Well it's fantasy instead of space combat and the minis are not painted so that definitely scratches a different itch. As I haven't really read teh rules i can't tell you what's different but I think you yourself shoudl know bes if you want another game and if that game should be a fantasy rank & file wargame.

One more thing though thanks to Terrinoth beeing FFG's own IP you do not have to fear to lose your game thanks to license shenanigans.

Thanks Iceeagle! I'm happy with the fantasy setting, and the painting/hobby aspect... I'm more interested in list building, rule systems, how the game 'feels' if you know what I mean. I've had a leaf through the rules, but that's very different to the experience of building and playing your lists, where all the facets tend to jump out at you. Just looking for some informed opinions on all this biz.

Also, they have promised (and so far delivered) that you will not need to make cross-faction purchases to get all available upgrades.

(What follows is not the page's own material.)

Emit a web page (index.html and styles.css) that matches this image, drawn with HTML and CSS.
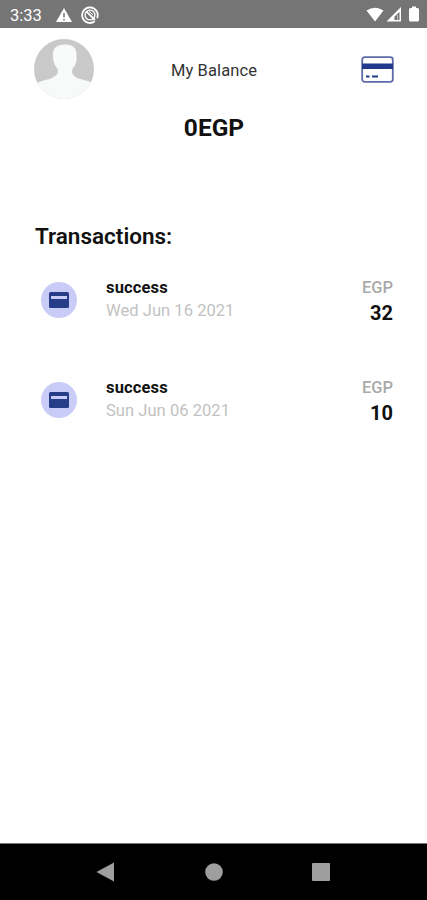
FILE: index.html
```
<!DOCTYPE html>
<html lang="en">
<head>
    <meta charset="UTF-8">
    <meta name="viewport" content="width=device-width, initial-scale=1.0">
    <title>My Balance</title>
    <link rel="stylesheet" href="styles.css">
</head>
<body>
    <div class="status-bar">
        <span class="time">3:33</span>
        <svg class="warning" width="18" height="16" viewBox="0 0 18 16">
            <path d="M9 1 L17 15 H1 Z" fill="#fff"/>
            <path d="M9 6 V10.5 M9 12 V13.5" stroke="#757575" stroke-width="1.5"/>
        </svg>
        <svg class="blocked" width="18" height="18" viewBox="0 0 18 18" fill="none" stroke="#fff">
            <path d="M13.7 15.3 A7.8 7.8 0 1 1 16.1 12.2" stroke-width="1.8"/>
            <circle cx="9" cy="9" r="4.9" stroke-width="1.4"/>
            <path d="M5.5 5.7 L14 14" stroke-width="1.8"/>
            <path d="M8 5.2 L12 8.7" stroke-width="1"/>
        </svg>
        <svg class="signals" width="54" height="18" viewBox="0 0 54 18">
            <path d="M0.5 4.5 Q9 -1 17.5 4.5 L9 15.5 Z" fill="#fff"/>
            <path d="M35 1 V15.5 H20.5 Z" fill="#fff"/>
            <path d="M33.5 6 V14 H28.5 V10.5 Z" fill="#757575"/>
            <path d="M31.5 9 V14" stroke="#bbb" stroke-width="1"/>
            <path d="M46 0.5 H50 V2 H51.5 Q53 2 53 3.5 V14 Q53 15.5 51.5 15.5 H44.5 Q43 15.5 43 14 V3.5 Q43 2 44.5 2 H46 Z" fill="#fff"/>
        </svg>
    </div>

    <main>
        <header class="header">
            <svg class="avatar" width="60" height="60" viewBox="0 0 60 60">
                <defs>
                    <clipPath id="avatarClip"><circle cx="30" cy="30" r="30"/></clipPath>
                </defs>
                <g clip-path="url(#avatarClip)">
                    <rect width="60" height="60" fill="#c9c9c9"/>
                    <path d="M0 46 C5 42 13 41 18 39 C24 36 25 33 23 29 C20 26 19 21 19 17 C18.5 9 23 5.5 31 5.5 C39 5.5 43 9 42.5 17 C43 21 42 26 39 29 C37 33 38 36 43 39 C49 41 56 42 60 45 V60 H0 Z" fill="#f8fafa"/>
                </g>
            </svg>
            <span class="title">My Balance</span>
            <svg class="card-icon" width="33" height="27" viewBox="0 0 33 27">
                <rect x="1.2" y="1.2" width="30.6" height="24.6" rx="2.5" fill="#fff" stroke="#5e6ba8" stroke-width="1.8"/>
                <rect x="1" y="7.5" width="31" height="5.5" fill="#213a8d"/>
                <path d="M5 20.5 H8.5 M11 20.5 H17" stroke="#213a8d" stroke-width="1.8"/>
            </svg>
        </header>

        <div class="balance">0EGP</div>

        <h2>Transactions:</h2>

        <div class="transaction">
            <div class="badge">
                <svg width="20" height="16" viewBox="0 0 20 16">
                    <rect width="20" height="16" rx="1.5" fill="#263d88"/>
                    <rect x="2" y="4" width="16" height="3" fill="#c9ccf6"/>
                </svg>
            </div>
            <div class="details">
                <div class="status">success</div>
                <div class="date">Wed Jun 16 2021</div>
            </div>
            <div class="amount">
                <div class="currency">EGP</div>
                <div class="value">32</div>
            </div>
        </div>

        <div class="transaction">
            <div class="badge">
                <svg width="20" height="16" viewBox="0 0 20 16">
                    <rect width="20" height="16" rx="1.5" fill="#263d88"/>
                    <rect x="2" y="4" width="16" height="3" fill="#c9ccf6"/>
                </svg>
            </div>
            <div class="details">
                <div class="status">success</div>
                <div class="date">Sun Jun 06 2021</div>
            </div>
            <div class="amount">
                <div class="currency">EGP</div>
                <div class="value">10</div>
            </div>
        </div>
    </main>

    <nav class="nav-bar">
        <svg width="20" height="20" viewBox="0 0 20 20"><path d="M0.5 10 L18 0.5 V19.5 Z" fill="#9e9e9e"/></svg>
        <svg width="20" height="20" viewBox="0 0 20 20"><circle cx="10" cy="10" r="8.8" fill="#9e9e9e"/></svg>
        <svg width="20" height="20" viewBox="0 0 20 20"><rect x="1" y="1" width="18" height="18" rx="1" fill="#9e9e9e"/></svg>
    </nav>
</body>
</html>
```
FILE: styles.css
```
* {
    box-sizing: border-box;
}
body {
    margin: 0;
    height: 900px;
    display: flex;
    flex-direction: column;
    background: #fff;
    color: #111;
    font-family: Roboto, sans-serif;
}
svg {
    display: block;
    flex-shrink: 0;
}
.status-bar {
    height: 28px;
    padding: 2px 7px 0 10px;
    display: flex;
    align-items: center;
    background: #757575;
    color: #fff;
}
.time {
    width: 45px;
    font-size: 16.5px;
}
.blocked {
    margin-left: 8px;
}
.signals {
    margin-left: auto;
}
main {
    flex: 1;
    padding: 11px 33px 0 34px;
}
.header {
    display: grid;
    grid-template-columns: 1fr auto 1fr;
    align-items: center;
    height: 60px;
}
.title {
    margin-top: 2px;
    font-size: 16.5px;
    letter-spacing: 0.1px;
    color: #333;
}
.card-icon {
    justify-self: end;
}
.balance {
    height: 30px;
    margin-top: 14px;
    text-align: center;
    font-size: 24.5px;
    line-height: 30px;
    font-weight: 700;
}
h2 {
    margin: 78px 0 0;
    padding-left: 1px;
    font-size: 22.5px;
    line-height: 30px;
    font-weight: 600;
}
.transaction {
    display: flex;
    align-items: center;
    height: 50px;
    margin-top: 24px;
}
.transaction + .transaction {
    margin-top: 50px;
}
.badge {
    display: flex;
    align-items: center;
    justify-content: center;
    width: 36px;
    height: 36px;
    margin-left: 7px;
    border-radius: 50%;
    background: #c9ccf6;
}
.details {
    flex: 1;
    margin-left: 29px;
    padding-bottom: 3px;
}
.status {
    font-size: 16.5px;
    letter-spacing: 0.15px;
    line-height: 23px;
    font-weight: 700;
}
.date {
    font-size: 16.5px;
    letter-spacing: 0.05px;
    line-height: 23px;
    color: #c2c2c2;
}
.amount {
    margin-right: 1px;
    text-align: right;
}
.currency {
    font-size: 16.5px;
    line-height: 25px;
    font-weight: 500;
    color: #aaa;
}
.value {
    font-size: 20px;
    line-height: 26px;
    font-weight: 700;
}
.nav-bar {
    height: 57px;
    padding: 0 96px;
    display: flex;
    align-items: center;
    justify-content: space-between;
    border-top: 1px solid #777;
    background: #000;
}
```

They announced the essentials pack so if you just want Elves or Uthuk you won't need to buy a Core set.

I've played it but i think it's tough to say yet.

By the way, I also started a thread over in the X-wing forum, asking people's opinions on RMG over there, if anyone wants to chime in and advocate for the system.

As someone who has played X-wing for over three years, and been playing RWM since last July, I think I can shed some light on the differences for you.

To start off, one of the things I really like is the way engaging an enemy unit is handled. You have to run into the enemy, which in X-wing can be very finicky because of having to line up exactly where you hit because of arc being so important. In RWM when you hit an enemy you square up to them, meaning if it is obvious you are going to hit them, and you can see what side you will contact, you don't even really need to pay attention to how you would move along the template. You just square up to that edge and call it a day. You also don't have to pick up and mark the position of units to get the template down, because you never move through enemies. If you would run into them anywhere along the template, you hit them and then square up. It's much more elegant.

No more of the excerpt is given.